> _Provided material_
● ● ●
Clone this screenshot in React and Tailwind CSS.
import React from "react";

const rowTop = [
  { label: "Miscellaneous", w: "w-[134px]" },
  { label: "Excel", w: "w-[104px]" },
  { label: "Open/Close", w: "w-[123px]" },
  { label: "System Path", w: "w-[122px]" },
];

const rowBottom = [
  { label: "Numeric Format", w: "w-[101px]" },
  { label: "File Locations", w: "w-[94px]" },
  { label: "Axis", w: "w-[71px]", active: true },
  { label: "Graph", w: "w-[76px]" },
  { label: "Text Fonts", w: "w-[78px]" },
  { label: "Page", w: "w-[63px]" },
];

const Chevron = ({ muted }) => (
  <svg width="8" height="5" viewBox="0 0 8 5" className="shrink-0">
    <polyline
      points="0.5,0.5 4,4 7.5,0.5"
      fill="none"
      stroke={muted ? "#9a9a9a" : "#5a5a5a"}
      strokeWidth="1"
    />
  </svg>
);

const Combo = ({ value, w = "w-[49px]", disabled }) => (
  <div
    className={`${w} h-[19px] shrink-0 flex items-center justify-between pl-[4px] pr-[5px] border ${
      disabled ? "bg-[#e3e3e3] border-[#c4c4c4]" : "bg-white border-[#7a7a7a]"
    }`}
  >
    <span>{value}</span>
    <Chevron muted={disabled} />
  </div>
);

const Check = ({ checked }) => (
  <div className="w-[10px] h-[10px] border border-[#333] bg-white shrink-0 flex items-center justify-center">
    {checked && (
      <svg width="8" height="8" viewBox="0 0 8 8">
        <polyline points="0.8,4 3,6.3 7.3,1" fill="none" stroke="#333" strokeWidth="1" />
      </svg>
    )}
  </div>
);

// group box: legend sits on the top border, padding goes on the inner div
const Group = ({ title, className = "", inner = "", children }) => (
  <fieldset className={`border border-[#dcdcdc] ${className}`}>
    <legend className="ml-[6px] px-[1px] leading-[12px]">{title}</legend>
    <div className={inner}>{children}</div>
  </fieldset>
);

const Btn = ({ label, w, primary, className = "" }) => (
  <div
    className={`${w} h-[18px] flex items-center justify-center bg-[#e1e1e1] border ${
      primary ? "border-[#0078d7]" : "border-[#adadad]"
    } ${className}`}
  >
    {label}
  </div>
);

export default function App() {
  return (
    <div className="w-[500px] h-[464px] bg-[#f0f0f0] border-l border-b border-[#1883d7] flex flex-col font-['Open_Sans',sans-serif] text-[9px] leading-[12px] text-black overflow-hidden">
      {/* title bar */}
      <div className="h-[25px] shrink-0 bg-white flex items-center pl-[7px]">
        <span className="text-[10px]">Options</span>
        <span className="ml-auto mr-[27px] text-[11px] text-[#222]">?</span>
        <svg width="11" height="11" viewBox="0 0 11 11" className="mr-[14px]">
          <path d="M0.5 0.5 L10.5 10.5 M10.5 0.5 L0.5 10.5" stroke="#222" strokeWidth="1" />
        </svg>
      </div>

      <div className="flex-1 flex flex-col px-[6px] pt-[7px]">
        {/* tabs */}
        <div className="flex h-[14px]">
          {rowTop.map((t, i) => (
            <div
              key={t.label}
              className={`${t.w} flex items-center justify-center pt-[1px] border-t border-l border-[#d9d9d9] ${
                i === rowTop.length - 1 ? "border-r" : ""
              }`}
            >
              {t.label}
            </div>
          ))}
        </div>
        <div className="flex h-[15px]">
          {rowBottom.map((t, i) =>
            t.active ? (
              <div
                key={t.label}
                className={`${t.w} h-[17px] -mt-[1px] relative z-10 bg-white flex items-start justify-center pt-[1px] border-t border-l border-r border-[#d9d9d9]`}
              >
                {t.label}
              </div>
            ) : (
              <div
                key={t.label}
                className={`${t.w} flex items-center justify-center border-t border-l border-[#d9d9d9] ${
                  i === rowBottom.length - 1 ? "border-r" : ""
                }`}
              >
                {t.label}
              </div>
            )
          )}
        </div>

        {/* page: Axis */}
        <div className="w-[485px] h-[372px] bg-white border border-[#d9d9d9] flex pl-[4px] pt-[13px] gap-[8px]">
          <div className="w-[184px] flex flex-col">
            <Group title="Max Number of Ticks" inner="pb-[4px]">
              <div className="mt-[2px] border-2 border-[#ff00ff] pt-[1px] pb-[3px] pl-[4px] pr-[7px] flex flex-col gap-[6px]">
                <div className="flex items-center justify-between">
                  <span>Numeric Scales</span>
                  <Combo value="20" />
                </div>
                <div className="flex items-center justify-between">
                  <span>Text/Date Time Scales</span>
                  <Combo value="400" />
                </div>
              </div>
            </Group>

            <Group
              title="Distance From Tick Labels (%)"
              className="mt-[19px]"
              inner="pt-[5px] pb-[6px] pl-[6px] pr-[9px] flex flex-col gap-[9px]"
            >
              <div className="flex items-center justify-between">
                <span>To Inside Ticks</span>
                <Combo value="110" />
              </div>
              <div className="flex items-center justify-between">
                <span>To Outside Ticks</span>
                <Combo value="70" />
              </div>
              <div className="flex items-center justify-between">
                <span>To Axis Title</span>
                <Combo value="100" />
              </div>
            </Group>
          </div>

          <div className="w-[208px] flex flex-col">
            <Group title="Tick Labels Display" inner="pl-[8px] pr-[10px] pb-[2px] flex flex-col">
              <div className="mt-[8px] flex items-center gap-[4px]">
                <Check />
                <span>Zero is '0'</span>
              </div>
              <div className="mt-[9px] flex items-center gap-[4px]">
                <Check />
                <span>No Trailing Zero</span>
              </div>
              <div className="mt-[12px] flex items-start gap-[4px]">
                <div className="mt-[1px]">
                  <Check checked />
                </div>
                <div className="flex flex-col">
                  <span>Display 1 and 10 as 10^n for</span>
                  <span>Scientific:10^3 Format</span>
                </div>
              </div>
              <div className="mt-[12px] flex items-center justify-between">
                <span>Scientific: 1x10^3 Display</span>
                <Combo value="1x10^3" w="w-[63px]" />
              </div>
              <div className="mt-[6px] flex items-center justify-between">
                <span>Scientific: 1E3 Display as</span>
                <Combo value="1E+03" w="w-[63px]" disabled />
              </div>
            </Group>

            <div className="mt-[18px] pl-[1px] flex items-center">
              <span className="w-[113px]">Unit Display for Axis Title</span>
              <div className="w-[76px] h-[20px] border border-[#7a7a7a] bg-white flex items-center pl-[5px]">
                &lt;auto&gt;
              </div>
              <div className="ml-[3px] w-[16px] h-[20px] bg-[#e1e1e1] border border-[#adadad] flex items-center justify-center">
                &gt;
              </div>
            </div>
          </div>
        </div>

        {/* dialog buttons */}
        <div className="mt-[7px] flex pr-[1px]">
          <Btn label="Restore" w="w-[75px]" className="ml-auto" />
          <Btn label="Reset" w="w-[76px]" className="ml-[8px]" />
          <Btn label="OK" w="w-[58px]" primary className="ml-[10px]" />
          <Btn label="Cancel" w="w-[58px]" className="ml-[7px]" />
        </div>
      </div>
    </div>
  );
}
● ● ●
> _Directions_
Copy out every line that includes the word "React".

> _The solution_
Clone this screenshot in React and Tailwind CSS.
import React from "react";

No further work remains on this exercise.